It’s been a while since I’ve had a space online to write. I switched back to a paper journal earlier this year after years of not writing when the online journal site I was on for years was closed down. I have been writing for therapy purposes to bring it in with me and have just started going for weekly appointments.
I am now in my 20th year of mental health treatment. My diagnoses started off when I was 13/14 as dysthymia (mild chronic depression) and panic disorder. Within that though, I struggled with severe dissociation (hearing internal voices which I never told anyone and other things related to it), self harm/suicidal ideation, sometimes homicidal ideation (tied into dissociation episodes), OCD, panic attacks (nearly daily), generalized anxiety (constant worrying), and social anxiety which made it difficult to interact with people in general.
I was hospitalized three or so times when I was 14/15 for a few weeks at a time and then once for a month when I was 16 or so. The diagnosis then changed to borderline personality disorder. I had tried various medications, antidepressants and then antipsychotics when those all failed. One of the first ones I was put on caused me to gain 25 pounds in under six weeks. During the last hospitalization at 16, I was taken off of it and told to stop eating junk food and exercise in order to the lose weight. I ended up slowly restricting my food intake not realizing it would end up as a full blown eating disorder in a matter of months.
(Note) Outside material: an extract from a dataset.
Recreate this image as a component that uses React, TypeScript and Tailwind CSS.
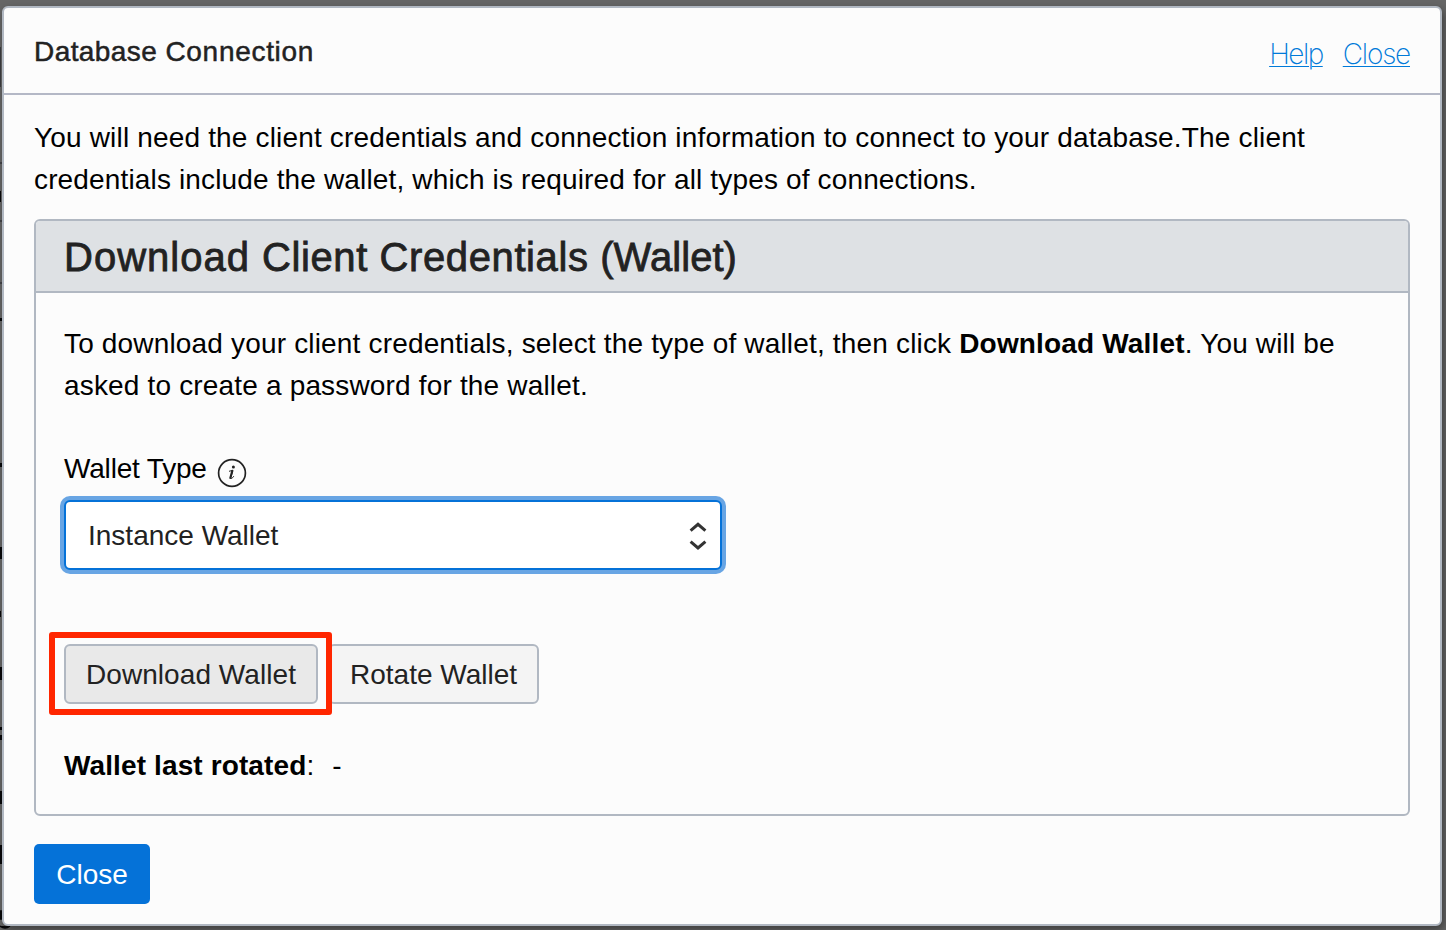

I struggled then with the added issue of an eating disorder for seven hellish years. It took me three years to seek help because I spent time not thinking it was a big deal but then realizing I couldn’t stop on my own. I was only in an outpatient weekly eating disorder program for a few months when I was asked to leave because I was too dissociative and unwell to be there and needed a higher level of care. I was not able to access a higher level of care. They wanted me to move into a group home and start to eat three meals and snacks a day to gain weight. That was the whole reason I needed a higher level of care.
In 2003, I went to the hospital when I experienced really bad stomach pain on the right side. I told them I had an eating disorder, and for some reason that was the one time I was listened to. But because I told them that, they stopped any other testing and only had done blood work then sent me home without looking at the results. The pain I felt also went away when I was there, so they told my sister who was with me that nothing was wrong and sent me home. That night, the pain came back a hundred times worse. I was scared but didn’t know what to do because they said nothing was wrong, and my sister wouldn’t take me back either. I was on the bedroom floor in the dark for hours in the fetal position not able to sleep and barely conscious because the pain was so bad. I can remember talking to voices in my head. I was able to get back to the ER the next morning and was given the proper tests. It was determined that my appendix had burst when I was there the day before, and my blood work had shown an infection. I was told I had to have emergency surgery and was lucky I got there when I did because I was so sick that I had maybe 20 minutes left to live. I spent a week in the hospital and became fearful of the ER after that and their ability to provide adequate care.
I went for several years being medically monitored but not having actual treatment for the eating disorder. The second time I looked into more intensive treatment, the waiting list had gotten longer, and I didn’t meet the program criteria anymore (too sick for the the local outpatient program and provincial residential program but not sick enough for inpatient treatment either medically or psychiatrically).
I was close to giving up when 2006 came around. I started making videos online talking about my struggles with everything and how it was hard to get help. I met a lot of people through that and became friends with several of them. They became a support for me when I wasn’t able to get that in my offline life.
I was so desperate for help that I called one last place in Canada I thought could help in late 2006/early 2007 for help, but I was denied for several reasons (it also ironically ended up being the LAST year my province would pay for treatment at that facility).
I went on what was going to be one last trip for me and then had planned to end my life because I felt I ran out of options and fought so hard for help that did not exist.